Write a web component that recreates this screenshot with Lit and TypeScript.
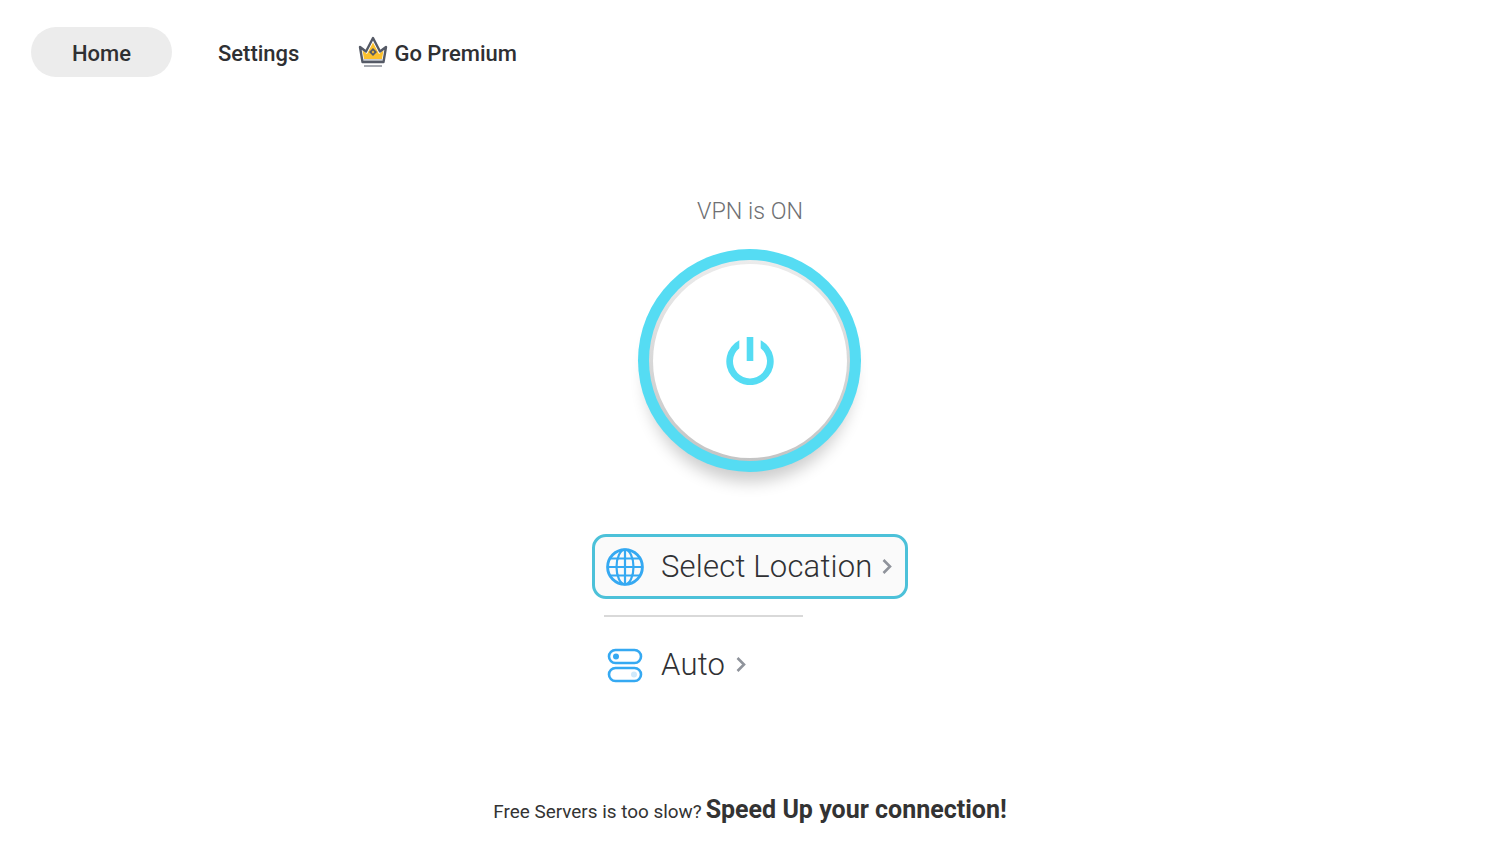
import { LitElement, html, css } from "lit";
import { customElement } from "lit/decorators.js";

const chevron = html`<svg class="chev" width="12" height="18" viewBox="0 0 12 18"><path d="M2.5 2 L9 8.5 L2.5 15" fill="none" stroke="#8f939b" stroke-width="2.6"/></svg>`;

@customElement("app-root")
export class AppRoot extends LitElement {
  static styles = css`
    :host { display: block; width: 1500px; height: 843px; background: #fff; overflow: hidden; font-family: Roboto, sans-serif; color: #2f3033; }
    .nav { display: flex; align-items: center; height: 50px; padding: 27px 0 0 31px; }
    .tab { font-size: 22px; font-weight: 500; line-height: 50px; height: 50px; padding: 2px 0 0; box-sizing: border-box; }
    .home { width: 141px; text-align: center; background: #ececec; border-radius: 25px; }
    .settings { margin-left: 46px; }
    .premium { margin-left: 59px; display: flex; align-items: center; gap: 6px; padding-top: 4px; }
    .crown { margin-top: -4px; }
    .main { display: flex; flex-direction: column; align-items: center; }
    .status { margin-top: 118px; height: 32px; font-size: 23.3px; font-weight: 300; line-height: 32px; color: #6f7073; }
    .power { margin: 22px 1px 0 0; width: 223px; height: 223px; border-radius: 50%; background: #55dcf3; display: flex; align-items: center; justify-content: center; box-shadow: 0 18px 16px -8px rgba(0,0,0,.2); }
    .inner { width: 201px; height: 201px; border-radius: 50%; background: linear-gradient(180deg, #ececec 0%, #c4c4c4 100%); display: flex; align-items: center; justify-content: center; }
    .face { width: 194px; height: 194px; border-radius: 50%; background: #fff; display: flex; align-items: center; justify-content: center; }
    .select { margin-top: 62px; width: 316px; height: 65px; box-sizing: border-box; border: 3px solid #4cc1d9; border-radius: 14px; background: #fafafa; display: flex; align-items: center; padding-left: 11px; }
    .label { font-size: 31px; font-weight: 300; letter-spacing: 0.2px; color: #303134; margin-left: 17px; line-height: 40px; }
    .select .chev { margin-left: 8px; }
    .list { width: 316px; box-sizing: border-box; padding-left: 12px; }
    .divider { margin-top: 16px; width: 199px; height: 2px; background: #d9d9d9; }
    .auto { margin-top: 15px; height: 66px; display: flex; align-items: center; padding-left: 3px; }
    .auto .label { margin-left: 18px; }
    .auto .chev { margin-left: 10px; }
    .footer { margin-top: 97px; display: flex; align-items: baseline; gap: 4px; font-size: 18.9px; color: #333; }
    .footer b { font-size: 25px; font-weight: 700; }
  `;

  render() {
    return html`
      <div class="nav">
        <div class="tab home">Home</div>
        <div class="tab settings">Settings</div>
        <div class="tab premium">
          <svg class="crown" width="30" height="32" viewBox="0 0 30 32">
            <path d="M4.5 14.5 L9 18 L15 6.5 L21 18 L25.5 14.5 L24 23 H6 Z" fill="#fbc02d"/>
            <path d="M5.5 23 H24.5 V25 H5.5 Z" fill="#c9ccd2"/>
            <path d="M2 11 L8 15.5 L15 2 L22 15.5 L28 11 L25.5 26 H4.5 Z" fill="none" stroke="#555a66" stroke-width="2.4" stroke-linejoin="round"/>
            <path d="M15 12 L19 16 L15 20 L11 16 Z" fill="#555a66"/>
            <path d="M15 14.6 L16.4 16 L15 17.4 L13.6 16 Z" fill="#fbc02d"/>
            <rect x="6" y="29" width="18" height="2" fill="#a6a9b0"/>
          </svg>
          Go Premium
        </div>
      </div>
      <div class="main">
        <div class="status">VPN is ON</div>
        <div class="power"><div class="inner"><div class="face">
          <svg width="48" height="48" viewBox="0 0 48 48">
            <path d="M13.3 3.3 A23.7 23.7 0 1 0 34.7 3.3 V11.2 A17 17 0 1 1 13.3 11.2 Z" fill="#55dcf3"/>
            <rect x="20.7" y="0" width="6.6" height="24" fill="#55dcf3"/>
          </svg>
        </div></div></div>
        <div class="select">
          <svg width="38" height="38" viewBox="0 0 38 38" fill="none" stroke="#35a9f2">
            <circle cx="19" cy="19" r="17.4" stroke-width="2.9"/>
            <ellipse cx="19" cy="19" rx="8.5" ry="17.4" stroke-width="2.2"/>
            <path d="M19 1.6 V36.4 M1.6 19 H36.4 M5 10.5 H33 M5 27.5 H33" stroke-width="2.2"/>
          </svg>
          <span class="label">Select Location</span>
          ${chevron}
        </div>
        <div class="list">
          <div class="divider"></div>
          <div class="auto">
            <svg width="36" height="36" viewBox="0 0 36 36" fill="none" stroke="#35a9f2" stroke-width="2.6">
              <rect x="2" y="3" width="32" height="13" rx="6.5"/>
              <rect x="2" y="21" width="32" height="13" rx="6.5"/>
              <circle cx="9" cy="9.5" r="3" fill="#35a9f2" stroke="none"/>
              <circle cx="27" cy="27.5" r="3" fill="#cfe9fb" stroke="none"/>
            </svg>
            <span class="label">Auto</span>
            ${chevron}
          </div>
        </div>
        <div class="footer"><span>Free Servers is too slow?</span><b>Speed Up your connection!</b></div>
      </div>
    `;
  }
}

- - - - -

■ OBJECTIVE
Exactly restate the lines from the beginning of the data through the line with "L9 8.5 L2.5", and no others, keeping pictures out.

■ COMPLETE OUTPUT
Write a web component that recreates this screenshot with Lit and TypeScript.
import { LitElement, html, css } from "lit";
import { customElement } from "lit/decorators.js";

const chevron = html`<svg class="chev" width="12" height="18" viewBox="0 0 12 18"><path d="M2.5 2 L9 8.5 L2.5 15" fill="none" stroke="#8f939b" stroke-width="2.6"/></svg>`;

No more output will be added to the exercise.